The film benefits from moody and atmospheric cinematography and a terrific musical theme from Billy Goldenberg who provided the bone-chilling minimalist score to Steven Spielberg's DUEL two years earlier.  Nigel McKeand also lends his vocal talents to the creatures, providing some truly creepy voices for them.  This is a terrifically spooky film, just in time for Halloween. 

DON'T BE AFRAID OF THE DARK was one of those early VHS releases in the over-sized cardboard boxes released by USA Home Video in the mid-1980's and ran on syndication on television for years. 
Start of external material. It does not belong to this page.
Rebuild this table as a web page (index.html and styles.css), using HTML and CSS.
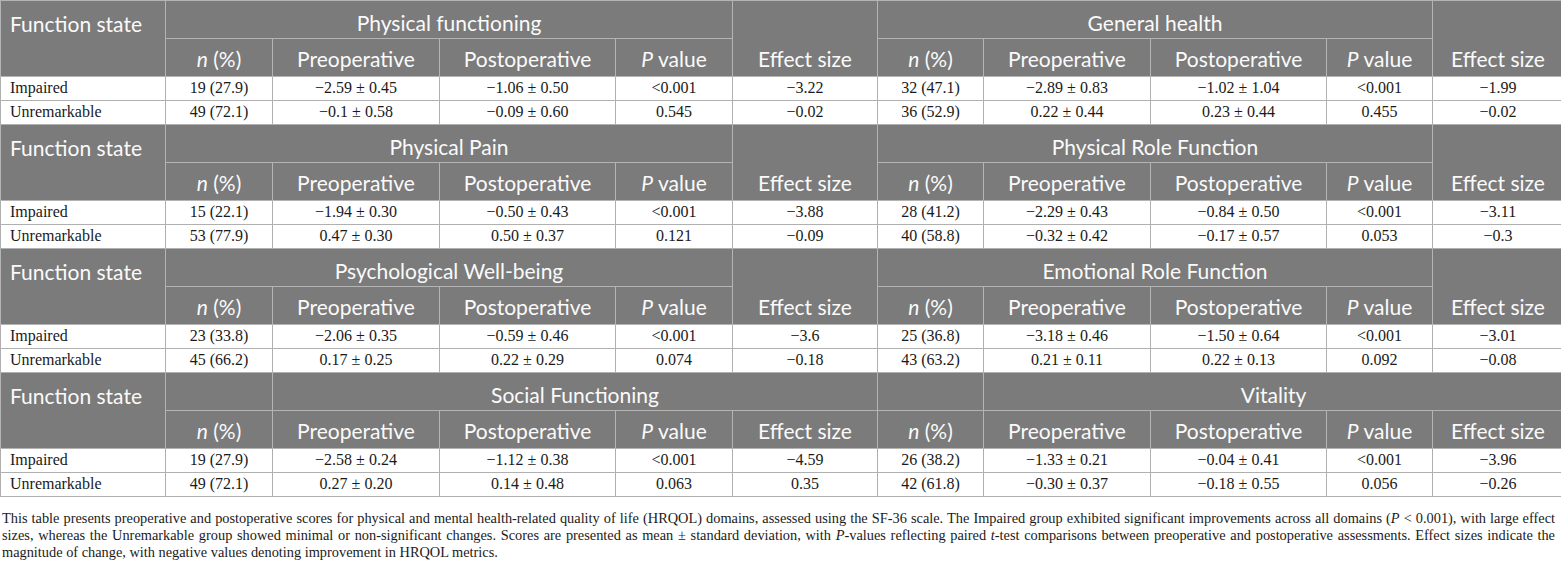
FILE: index.html
```html
<!DOCTYPE html>
<html lang="en">
<head>
    <meta charset="UTF-8">
    <title>HRQOL scores by function state</title>
    <link rel="stylesheet" href="styles.css">
</head>
<body>
    <table class="results">
        <colgroup>
            <col class="c-state">
            <col class="c-n">
            <col class="c-pre">
            <col class="c-post">
            <col class="c-p">
            <col class="c-eff">
            <col class="c-n2">
            <col class="c-pre">
            <col class="c-post">
            <col class="c-p2">
            <col class="c-eff2">
        </colgroup>
        <tbody>
            <!-- physical functioning / general health -->
            <tr class="h1">
                <th rowspan="2" class="state">Function state</th>
                <th colspan="4">Physical functioning</th>
                <th rowspan="2" class="eff">Effect size</th>
                <th colspan="4">General health</th>
                <th rowspan="2" class="eff">Effect size</th>
            </tr>
            <tr class="h2">
                <th><i>n</i> (%)</th><th>Preoperative</th><th>Postoperative</th><th><i>P</i> value</th>
                <th><i>n</i> (%)</th><th>Preoperative</th><th>Postoperative</th><th><i>P</i> value</th>
            </tr>
            <tr>
                <td class="name">Impaired</td><td>19 (27.9)</td><td>−2.59 ± 0.45</td><td>−1.06 ± 0.50</td><td>&lt;0.001</td><td>−3.22</td>
                <td>32 (47.1)</td><td>−2.89 ± 0.83</td><td>−1.02 ± 1.04</td><td>&lt;0.001</td><td>−1.99</td>
            </tr>
            <tr>
                <td class="name">Unremarkable</td><td>49 (72.1)</td><td>−0.1 ± 0.58</td><td>−0.09 ± 0.60</td><td>0.545</td><td>−0.02</td>
                <td>36 (52.9)</td><td>0.22 ± 0.44</td><td>0.23 ± 0.44</td><td>0.455</td><td>−0.02</td>
            </tr>

            <!-- physical pain / physical role -->
            <tr class="h1">
                <th rowspan="2" class="state">Function state</th>
                <th colspan="4">Physical Pain</th>
                <th rowspan="2" class="eff">Effect size</th>
                <th colspan="4">Physical Role Function</th>
                <th rowspan="2" class="eff">Effect size</th>
            </tr>
            <tr class="h2">
                <th><i>n</i> (%)</th><th>Preoperative</th><th>Postoperative</th><th><i>P</i> value</th>
                <th><i>n</i> (%)</th><th>Preoperative</th><th>Postoperative</th><th><i>P</i> value</th>
            </tr>
            <tr>
                <td class="name">Impaired</td><td>15 (22.1)</td><td>−1.94 ± 0.30</td><td>−0.50 ± 0.43</td><td>&lt;0.001</td><td>−3.88</td>
                <td>28 (41.2)</td><td>−2.29 ± 0.43</td><td>−0.84 ± 0.50</td><td>&lt;0.001</td><td>−3.11</td>
            </tr>
            <tr>
                <td class="name">Unremarkable</td><td>53 (77.9)</td><td>0.47 ± 0.30</td><td>0.50 ± 0.37</td><td>0.121</td><td>−0.09</td>
                <td>40 (58.8)</td><td>−0.32 ± 0.42</td><td>−0.17 ± 0.57</td><td>0.053</td><td>−0.3</td>
            </tr>

            <!-- psychological / emotional -->
            <tr class="h1">
                <th rowspan="2" class="state">Function state</th>
                <th colspan="4">Psychological Well-being</th>
                <th rowspan="2" class="eff">Effect size</th>
                <th colspan="4">Emotional Role Function</th>
                <th rowspan="2" class="eff">Effect size</th>
            </tr>
            <tr class="h2">
                <th><i>n</i> (%)</th><th>Preoperative</th><th>Postoperative</th><th><i>P</i> value</th>
                <th><i>n</i> (%)</th><th>Preoperative</th><th>Postoperative</th><th><i>P</i> value</th>
            </tr>
            <tr>
                <td class="name">Impaired</td><td>23 (33.8)</td><td>−2.06 ± 0.35</td><td>−0.59 ± 0.46</td><td>&lt;0.001</td><td>−3.6</td>
                <td>25 (36.8)</td><td>−3.18 ± 0.46</td><td>−1.50 ± 0.64</td><td>&lt;0.001</td><td>−3.01</td>
            </tr>
            <tr>
                <td class="name">Unremarkable</td><td>45 (66.2)</td><td>0.17 ± 0.25</td><td>0.22 ± 0.29</td><td>0.074</td><td>−0.18</td>
                <td>43 (63.2)</td><td>0.21 ± 0.11</td><td>0.22 ± 0.13</td><td>0.092</td><td>−0.08</td>
            </tr>

            <!-- social / vitality -->
            <tr class="h1">
                <th rowspan="2" class="state">Function state</th>
                <th></th>
                <th colspan="4">Social Functioning</th>
                <th></th>
                <th colspan="4">Vitality</th>
            </tr>
            <tr class="h2">
                <th><i>n</i> (%)</th><th>Preoperative</th><th>Postoperative</th><th><i>P</i> value</th><th>Effect size</th>
                <th><i>n</i> (%)</th><th>Preoperative</th><th>Postoperative</th><th><i>P</i> value</th><th>Effect size</th>
            </tr>
            <tr>
                <td class="name">Impaired</td><td>19 (27.9)</td><td>−2.58 ± 0.24</td><td>−1.12 ± 0.38</td><td>&lt;0.001</td><td>−4.59</td>
                <td>26 (38.2)</td><td>−1.33 ± 0.21</td><td>−0.04 ± 0.41</td><td>&lt;0.001</td><td>−3.96</td>
            </tr>
            <tr>
                <td class="name">Unremarkable</td><td>49 (72.1)</td><td>0.27 ± 0.20</td><td>0.14 ± 0.48</td><td>0.063</td><td>0.35</td>
                <td>42 (61.8)</td><td>−0.30 ± 0.37</td><td>−0.18 ± 0.55</td><td>0.056</td><td>−0.26</td>
            </tr>
        </tbody>
    </table>
    <p class="note">This table presents preoperative and postoperative scores for physical and mental health-related quality of life (HRQOL) domains, assessed using the SF-36 scale. The Impaired group exhibited significant improvements across all domains (<i>P</i>&nbsp;&lt;&nbsp;0.001), with large effect sizes, whereas the Unremarkable group showed minimal or non-significant changes. Scores are presented as mean&nbsp;±&nbsp;standard deviation, with <i>P</i>-values reflecting paired <i>t</i>-test comparisons between preoperative and postoperative assessments. Effect sizes indicate the magnitude of change, with negative values denoting improvement in HRQOL metrics.</p>
</body>
</html>
```

FILE: styles.css
```css
body{
    margin: 0;
    background-color: #fff;
}
table.results{
    width: 1561px;
    border-collapse: collapse;
    table-layout: fixed;
}
col.c-state{ width: 165px; }
col.c-n{ width: 107px; }
col.c-pre{ width: 167px; }
col.c-post{ width: 176px; }
col.c-p{ width: 117px; }
col.c-eff{ width: 145px; }
col.c-n2{ width: 106px; }
col.c-p2{ width: 106px; }
col.c-eff2{ width: 131px; }

table.results th{
    background-color: #7b7b7b;
    color: #fafafa;
    font-family: "Lato", "Open Sans", sans-serif;
    font-weight: normal;
    font-size: 21px;
    line-height: 25px;
    border: 1px solid #b4b4b4;
    padding: 0 5px 5px;
    vertical-align: bottom;
    text-align: center;
    white-space: nowrap;
}
table.results tr.h1 th{
    padding-bottom: 3px;
}
table.results tr.h1 th.eff{
    padding-bottom: 5px;
}
table.results tr.h1 th.state{
    text-align: left;
    vertical-align: top;
    padding: 10px 9px 0;
}
table.results tr.h1,
table.results tr.h2{
    height: 38px;
}
table.results td{
    font-family: "Liberation Serif", "Times New Roman", serif;
    font-size: 16px;
    line-height: 18px;
    color: #1a1a1a;
    text-align: center;
    border: 1px solid #b0b0b0;
    padding: 2px 6px 3px;
    height: 18px;
}
table.results td.name{
    text-align: left;
    padding-left: 9px;
}
p.note{
    font-family: "Liberation Serif", "Times New Roman", serif;
    font-size: 14.35px;
    line-height: 17px;
    color: #1a1a1a;
    text-align: justify;
    margin: 13px 6px 0 2px;
}
```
Plenty of neighborhood video stores sported films like this from the 1970's, and it was always a treat discovering some new hidden gem sitting on the shelf.  For years, people have been requesting a DVD of it and now the Warner Archive, as part of their burn-on-demand DVD-R series, has re-released the film in a remastered version with a commentary track from horror fans and pros Jeffrey Riddick, Steve Barton ("Uncle Creepy") and Sean Ably.  They are a congenial group and they make watching the film again a lot of fun.  The image is a significant improvement over the previous DVD-R release.  The colors do look richer and the overall image is brighter. 

Part of the creepiness of this film is attributed to the filmmaker's refusal to explain what these creatures are, where they are from, how they got there, and what their purpose is.  Like Billy and Agnes in Bob Clark's BLACK CHRISTMAS, and Michael Myers in John Carpenter's HALLOWEEN, they are never explained. 

We'll have a review of Guillermo del Toro's remake when it hits DVD.